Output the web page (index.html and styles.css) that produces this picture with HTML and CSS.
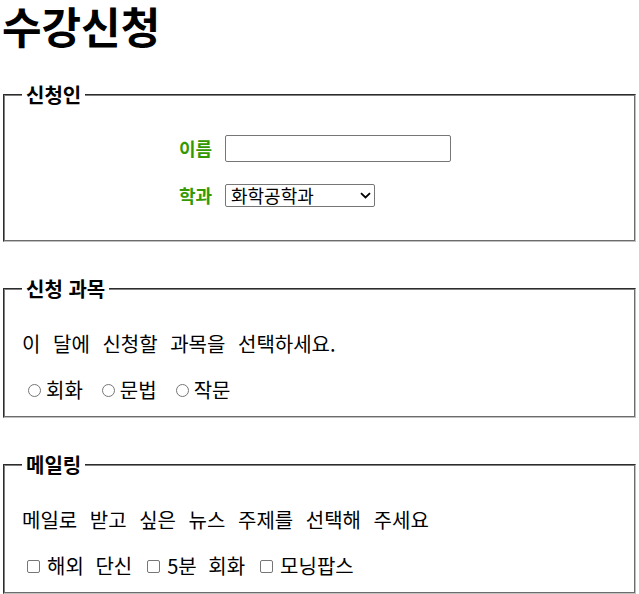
FILE: index.html
```html
<!DOCTYPE html>
<html lang="ko">
<head>
<meta charset="utf-8">
<title>수강신청</title>
<link rel="stylesheet" href="styles.css">
</head>
<body>
<h1 class="title">수강신청</h1>
<form class="form">
  <fieldset class="group group-applicant">
    <legend class="group-legend">신청인</legend>
    <div class="field-grid">
      <label class="field-label" for="name">이름</label>
      <input class="text-input" id="name" type="text">
      <label class="field-label" for="dept">학과</label>
      <select class="select" id="dept">
        <option>화학공학과</option>
      </select>
    </div>
  </fieldset>

  <fieldset class="group">
    <legend class="group-legend">신청 과목</legend>
    <p class="group-text">이 달에 신청할 과목을 선택하세요.</p>
    <div class="choice-row">
      <label class="choice"><input class="radio" type="radio" name="course">회화</label>
      <label class="choice"><input class="radio" type="radio" name="course">문법</label>
      <label class="choice"><input class="radio" type="radio" name="course">작문</label>
    </div>
  </fieldset>

  <fieldset class="group">
    <legend class="group-legend">메일링</legend>
    <p class="group-text">메일로 받고 싶은 뉴스 주제를 선택해 주세요</p>
    <div class="choice-row choice-row-check">
      <label class="choice"><input class="checkbox" type="checkbox">해외 단신</label>
      <label class="choice"><input class="checkbox" type="checkbox">5분 회화</label>
      <label class="choice"><input class="checkbox" type="checkbox">모닝팝스</label>
    </div>
  </fieldset>
</form>
</body>
</html>
```
FILE: styles.css
```css
html, body {
  margin: 0;
  padding: 0;
  background: #fff;
}
body {
  font-family: "Noto Sans CJK KR", "Noto Sans", sans-serif;
  color: #000;
}
.title {
  margin: 0;
  padding: 0 0 0 2px;
  font-family: "Liberation Sans", "Noto Sans CJK KR", sans-serif;
  font-size: 43px;
  line-height: 58px;
  font-weight: bold;
}
.form {
  padding: 0 3px;
  margin-top: 25px;
}
.group {
  margin: 0 0 35px 0;
  padding: 0 17px 12px 17px;
  border: 2px groove #c0c0c0;
  border-color: #808080 #c0c0c0 #c0c0c0 #808080;
}
.group:last-child {
  margin-bottom: 0;
}
.group-legend {
  font-size: 20px;
  font-weight: bold;
  padding: 0 4px;
  line-height: 24px;
}
.field-grid {
  display: grid;
  grid-template-columns: 190px auto;
  column-gap: 13px;
  row-gap: 20px;
  justify-items: start;
  align-items: center;
  padding-top: 28px;
  padding-bottom: 19px;
}
.field-label {
  justify-self: end;
  color: #339900;
  font-weight: bold;
  font-size: 18px;
  line-height: 27px;
}
.text-input {
  width: 226px;
  height: 27px;
  box-sizing: border-box;
  border: 1px solid #767676;
  border-radius: 2px;
  margin: 0;
  padding: 1px 2px;
}
.select {
  width: 150px;
  height: 23px;
  box-sizing: border-box;
  border: 1px solid #767676;
  border-radius: 2px;
  margin: 0;
  padding: 0 0 0 5px;
  font-family: inherit;
  font-size: 18px;
  line-height: 21px;
  color: #000;
  background: #fff url("data:image/svg+xml;utf8,<svg xmlns='http://www.w3.org/2000/svg' width='11' height='7' viewBox='0 0 11 7'><path d='M1 1.2 L5.5 5.5 L10 1.2' fill='none' stroke='black' stroke-width='1.8'/></svg>") no-repeat right 3px center;
  -webkit-appearance: none;
  appearance: none;
}
.group-text {
  margin: 0;
  padding-top: 29px;
  font-size: 20px;
  line-height: 28px;
  word-spacing: 7px;
}
.choice-row {
  display: flex;
  gap: 17px;
  padding-top: 18px;
  padding-left: 4px;
  font-size: 20px;
  line-height: 28px;
  word-spacing: 6px;
}
.choice-row-check {
  gap: 14px;
}
.choice {
  display: flex;
  align-items: center;
}
.radio,
.checkbox {
  -webkit-appearance: none;
  appearance: none;
  box-sizing: border-box;
  width: 13px;
  height: 13px;
  border: 1px solid #767676;
  background: #fff;
  flex: none;
}
.radio {
  margin: 0 5px 0 2px;
  border-radius: 50%;
}
.checkbox {
  margin: 0 7px 0 1px;
  border-radius: 2px;
}
```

Task to complete: In the listing above, locate each line with "styles" and copy it.

Finished task:
Output the web page (index.html and styles.css) that produces this picture with HTML and CSS.
<link rel="stylesheet" href="styles.css">
FILE: styles.css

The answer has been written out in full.